The systems discussed above may utilize the three traffic classes discussed above and shown in FIG. 2C as follows. First, for low priority or class A traffic, for an application such as file transfer (e.g. FTP traffic), it is sufficient to transfer the packet with best effort. If one path may deliver the data faster than another path, then it may be the preferred path. Given a first path A with 100 ms delay with 1% packet drop, and a second Path B with 60 ms delay with 2% packet drop, with both links having bandwidth of 8 Mbps and packet size of 1500 bytes, each path can transmit 667 packets every 1 sec (e.g. 8 Mbps/(1500*8 bits)).

This means that every second, Path A with 1% loss would have lost 7 packets; and Path B, with 2% loss, would have lost 14 packets. Assuming all the packet drops are independent, Path A leads to 7 retransmissions, and path B leads to 14 re-transmission. This means, for a TCP based connection, the net time for transmission of 667 packets on Path A equals 100 ms propagation delay+7*100 ms retransmission delay+1 s transmission delay=1800 ms. For path B, the net transmission time is 60 ms propagation delay+14*60 ms retransmission delay+1 s transmission delay=1900 ms. Thus, by comparing the net transmit time of 667 packets, it is clear that path A will be a better path than that of path B for the file transfer, even though path A has higher latency than path B.
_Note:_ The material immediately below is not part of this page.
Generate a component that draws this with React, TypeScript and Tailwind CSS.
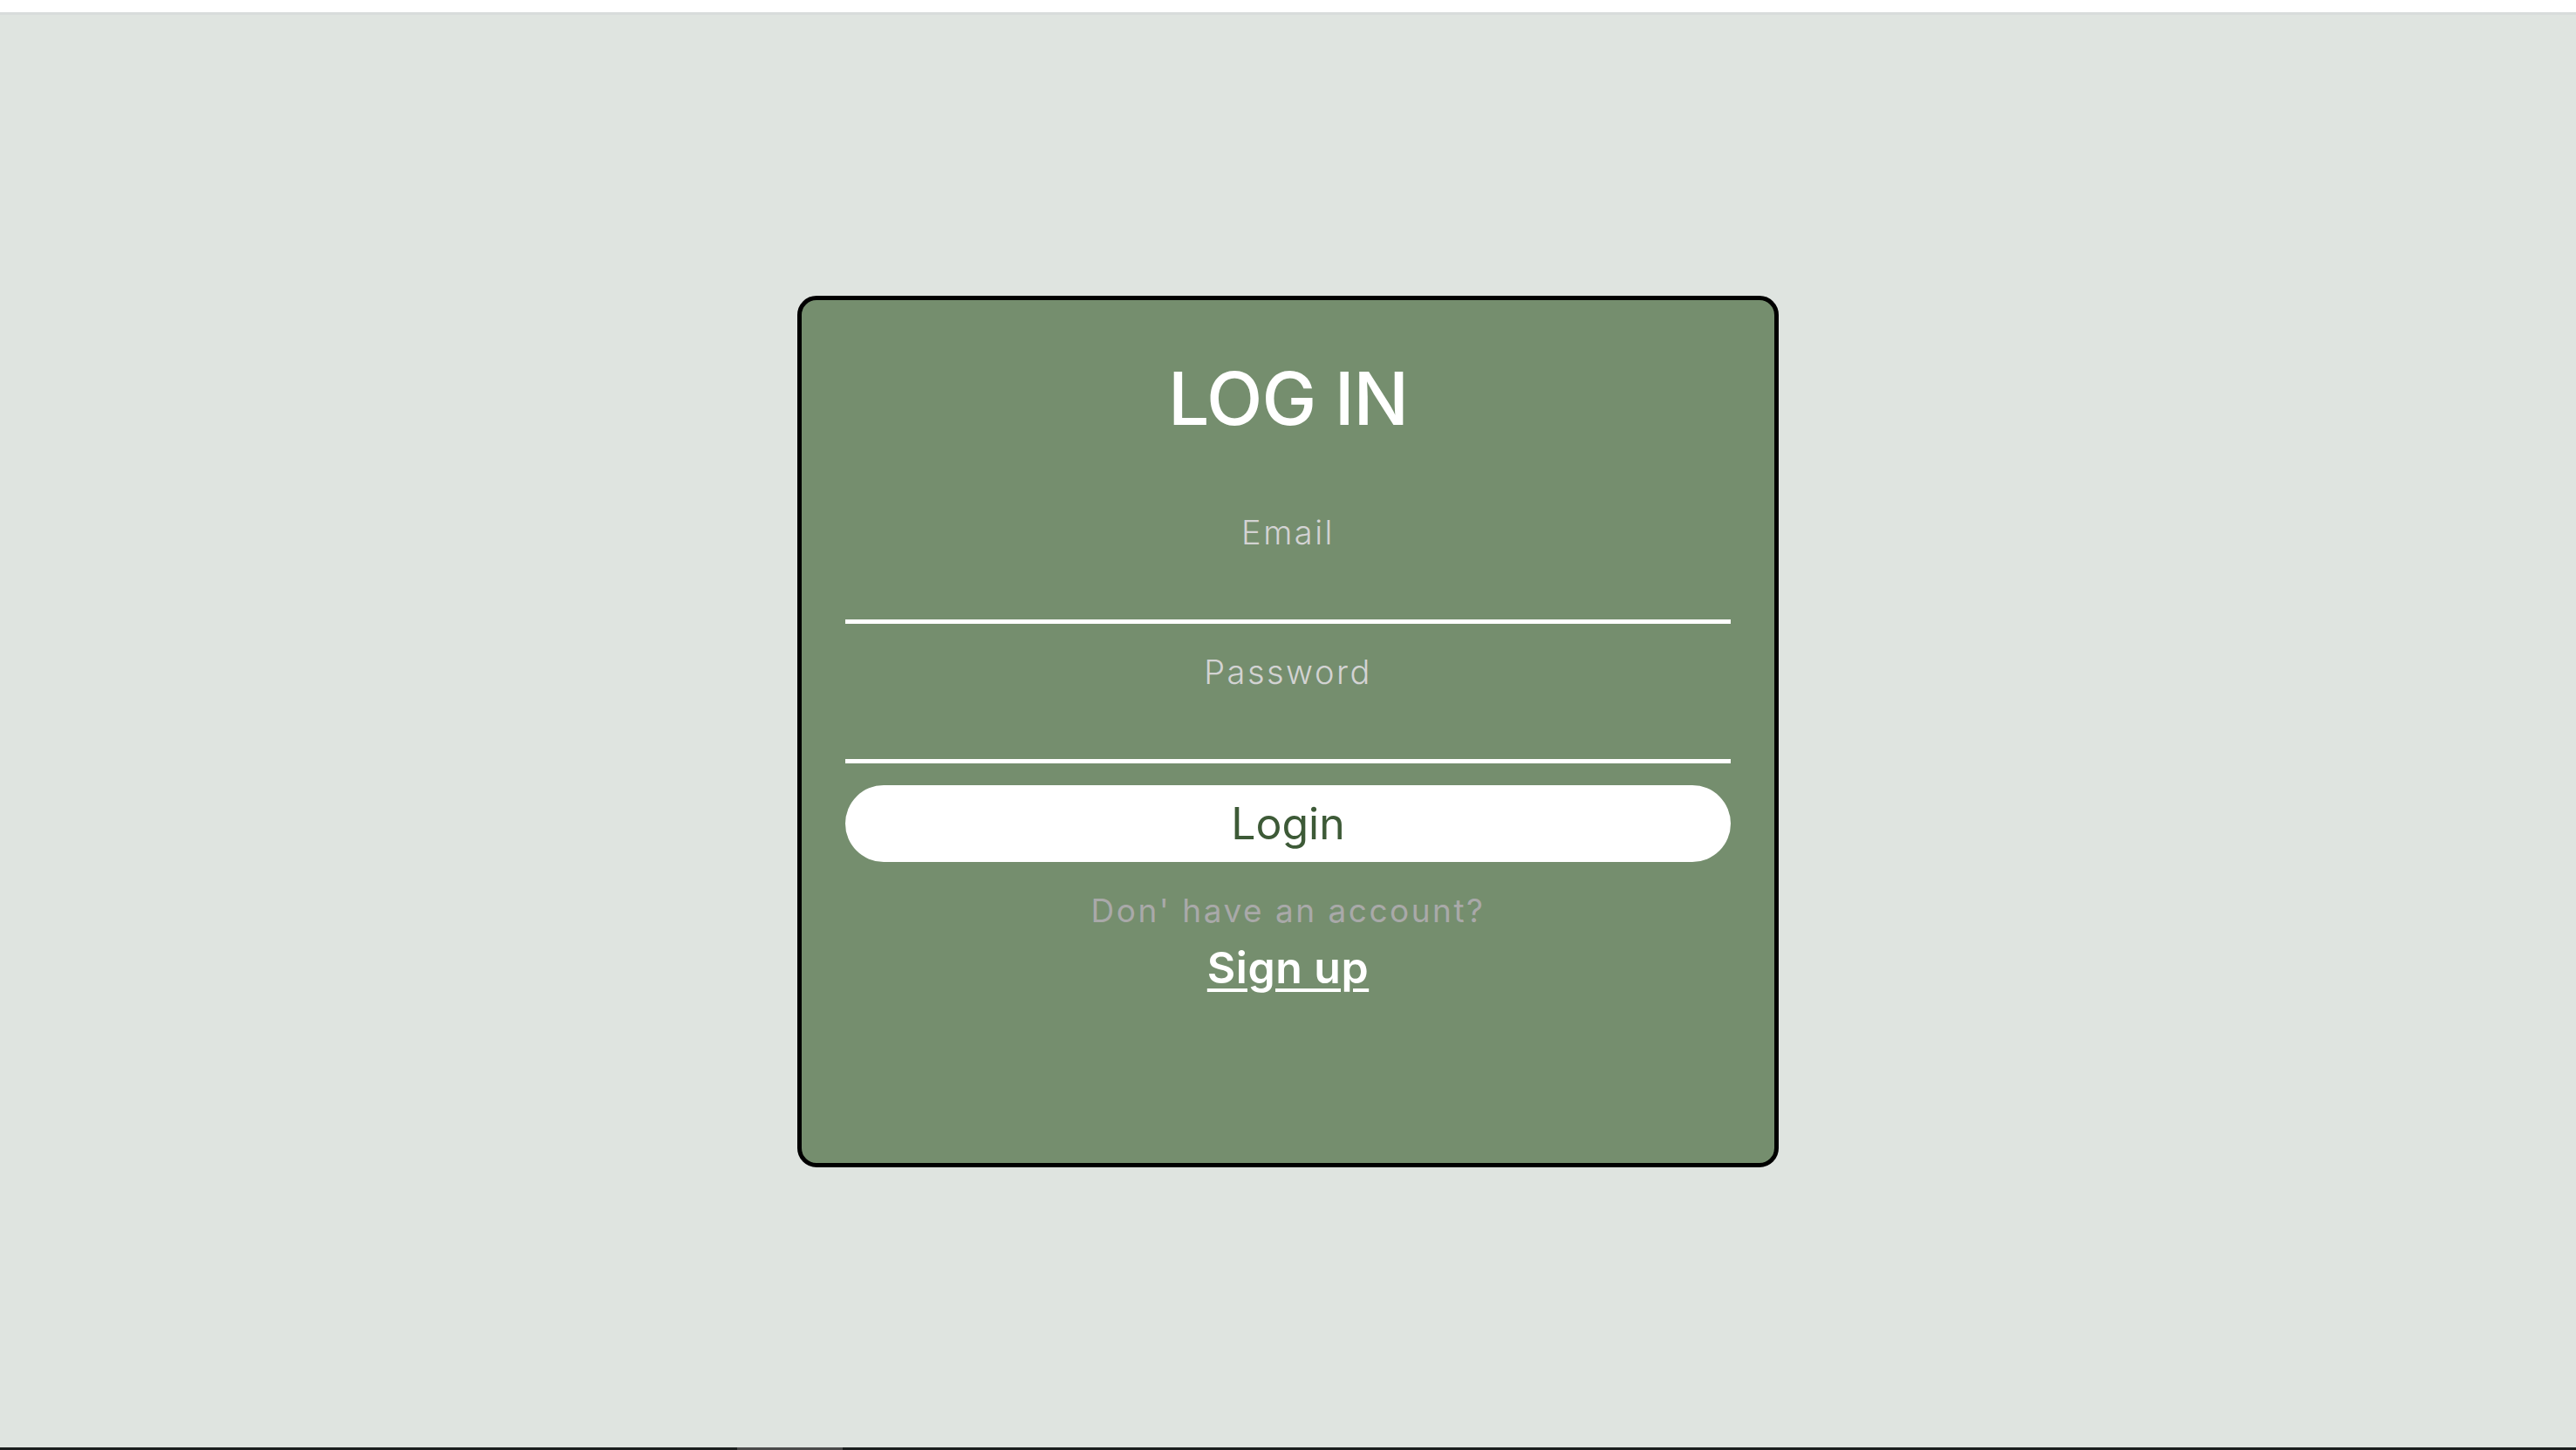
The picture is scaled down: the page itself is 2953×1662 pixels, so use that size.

Generalized, the above determination may be performed sending traffic between the devices on the various paths to measure packet loss rates of the paths and latency between the paths:

Path_a with a % packet loss and a′ms latency a″ bandwidth;

Path_b with b % packet loss and b′ ms latency b″ bandwidth; and

Path_c with c % packet loss and c′ ms latency c″ bandwidth; etc.

Relative transmission time of N packets in each of the paths may be calculated as:
n′s ms propagation delay+N/x″ transmission delay+N*x/100 retransmission delay.

The least time taken amongst path_x, path_y, path_z may be considered the “best” path for class A traffic, with traffic balanced accordingly.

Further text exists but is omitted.